Putain de Xavier Dolan. Tu es tranquille chez toi, le dimanche, à regarder pousser les fraises, un café dans une main et un chat qui urine sur tes étagères Ikea comme si sa vie en dépendait, et BAM. Tu te rappelles qu’il existe. Vraiment, il y a des gens sur cette terre qui sont juste là pour te prouver ta vocation de fille un peu minable. Mais est-on vraiment là pour parler de mes complexes d’infériorité ? Moi je préfèrerais, mais selon les garçons du Cri « C’est pas vendeur ». Génial, vraiment, ce dimanche se passe à merveille.

Xavier au moins, les gens s’intéressent à lui. Tout ça parce qu’il a du talent, c’est ridicule. Moi j’ai fait des bonnes blagues, des traits d’esprit spirituels, alors OK c’est pas devenu des objets de culture primés à Cannes mais mince à la fin, j’ai pas rien fait de ma vie non plus. Oui je sais, tu n’es pas venu là pour lire ça. Tu as cliqué, avide d’une analyse drôle et pertinente sur la carrière et les films de ce cher petit fils génie du pays des caribous et de la poutine. C’est bon, j’ai bien compris. Merci de ton intérêt.

En plus, je l’aime, ce foutu québécois. Comme un fou, comme un soldat. Comme une star de cinéma. Pardon d’avoir vomi ma jalousie rance plus tôt Xavier, mais j’ai la kiffance lâche et l’admiration amère. Xavier est un réalisateur unique. Unique par son talent, sa vision, son don pour saisir les gens. Les instants. Un poète de la pellicule, le cheum. Le genre de type qui te donne envie d’aimer les films de façon absolue, qui te donne envie d’en réaliser, d’en voir, de se bouffer de la caméra en pleine gueule.

Allez monte dans ma DoLorean, on retourne un peu en arrière, à l’époque où tu avais tous tes cheveux et j’avais encore des projets.

In Xavier we trust

Il y a 10 ans de ça, un petiot débarque à Cannes avec un premier film. Le gamin a 19 ans, le film s’appelle J’ai tué ma mère et il met un gros crochet du droit à ceux qui le voit.
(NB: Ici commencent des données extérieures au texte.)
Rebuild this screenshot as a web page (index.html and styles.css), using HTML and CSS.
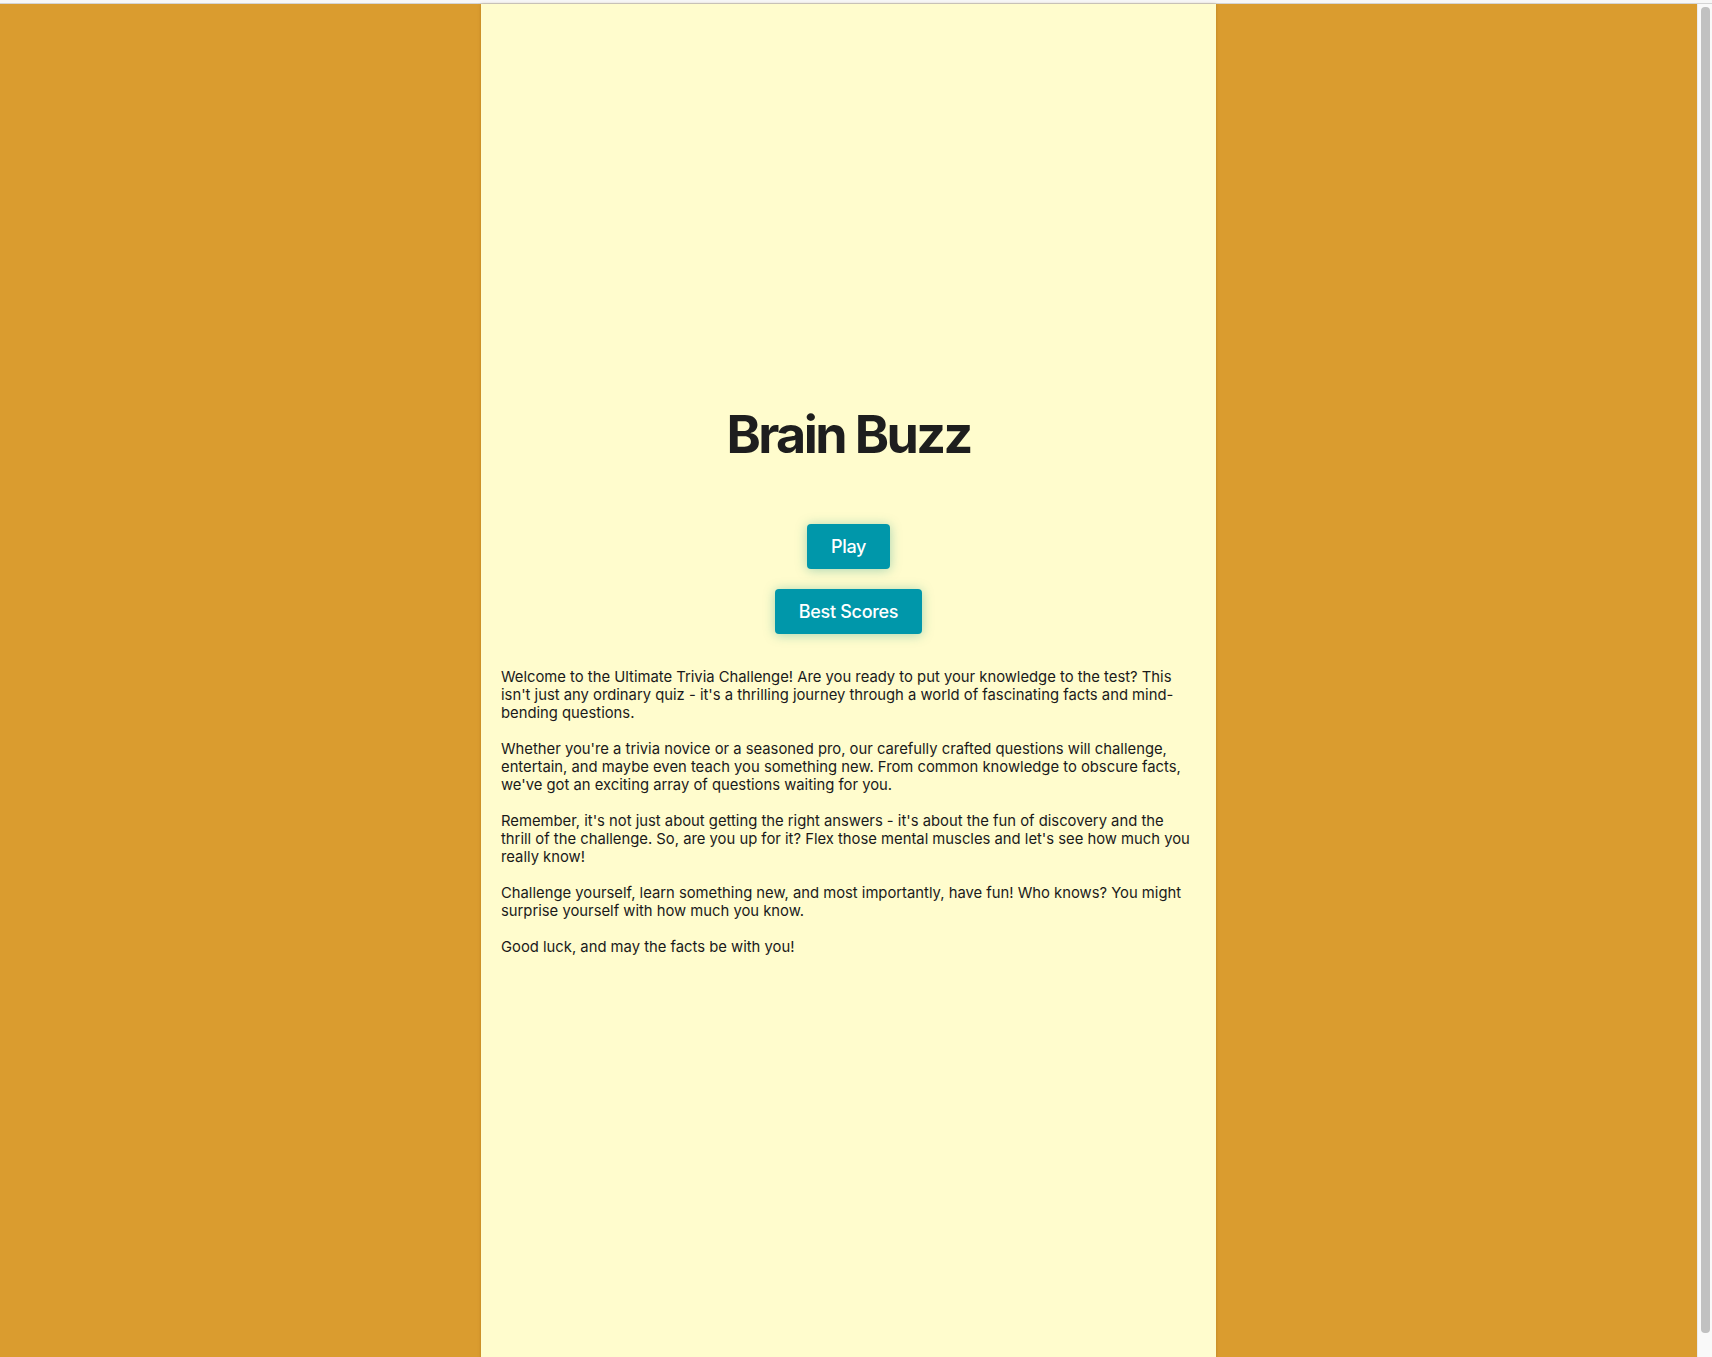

Comme tu t’en doutes, le film ne parle pas du Kursk, mais des relations mère/fils. Dans le cas présent, celle d’Hubert et de Chantal. La mise en scène est léchée, les dialogues sont percutants. Dolan signe sa première histoire d’amour, et elle te prend à la gueule. En criant qu’il la hait, Hubert montre pendant tout le film à sa mère qu’il l’aime. Il l’aime malgré ses fringues ringardes, ses réflexions pourries, les miettes qu’elle laisse au coin de sa bouche. Il l’aime même quand elle le culpabilise, quand elle le manipule. Il l’aime de façon irréversible. Parce que c’est sa mère. C’est comme ça.

J’ai tué ma mère marque le début de la carrière de Dolan, ainsi que celui d’un questionnement qui depuis 10 ans ne le lâche pas, teintant tous ses films de cette ombre, ravivant en nous des interrogations que l’on aimerait des fois ne pas avoir : le rapport à la mère. Comment ne pas penser à Romain Gary, autre artiste dont la mère hanta les récits ? Dolan y fait d’ailleurs une jolie référence dans un de ses films, où La vie devant soi, de Gary, est montré comme le seul livre que son héros a terminé.

Génitrice monstrueuse comme Folcoche ou mère courage, les mamans, quand bien même qu’on y touche pas, sont depuis longtemps un sombre objet de fantasmes et désirs cinéphiles. Quoi de plus universel qu’une mère ? Tout le monde n’as pas une Clio intérieur cuir, mais même si tu es un bébé éprouvette, tu as une daronne. Le point commun entre Franck Ribéry, Barack Obama, Brad Pitt et mon chat ? Ils ont une mère. Mettons les choses au clair direct, c’est pas parce que tu as une mère que cela te rendra talentueux dans ta façon d’en parler. Mais le rapport à ta maman, à la chair qui a créé ta chair est souvent un lien complexe qu’il est difficile de décrire avec justesse par des images ou des dialogues, tant ceux-ci ne peuvent contenir toute la charge émotionnelle que l’évocation du lien maternel remue en nous.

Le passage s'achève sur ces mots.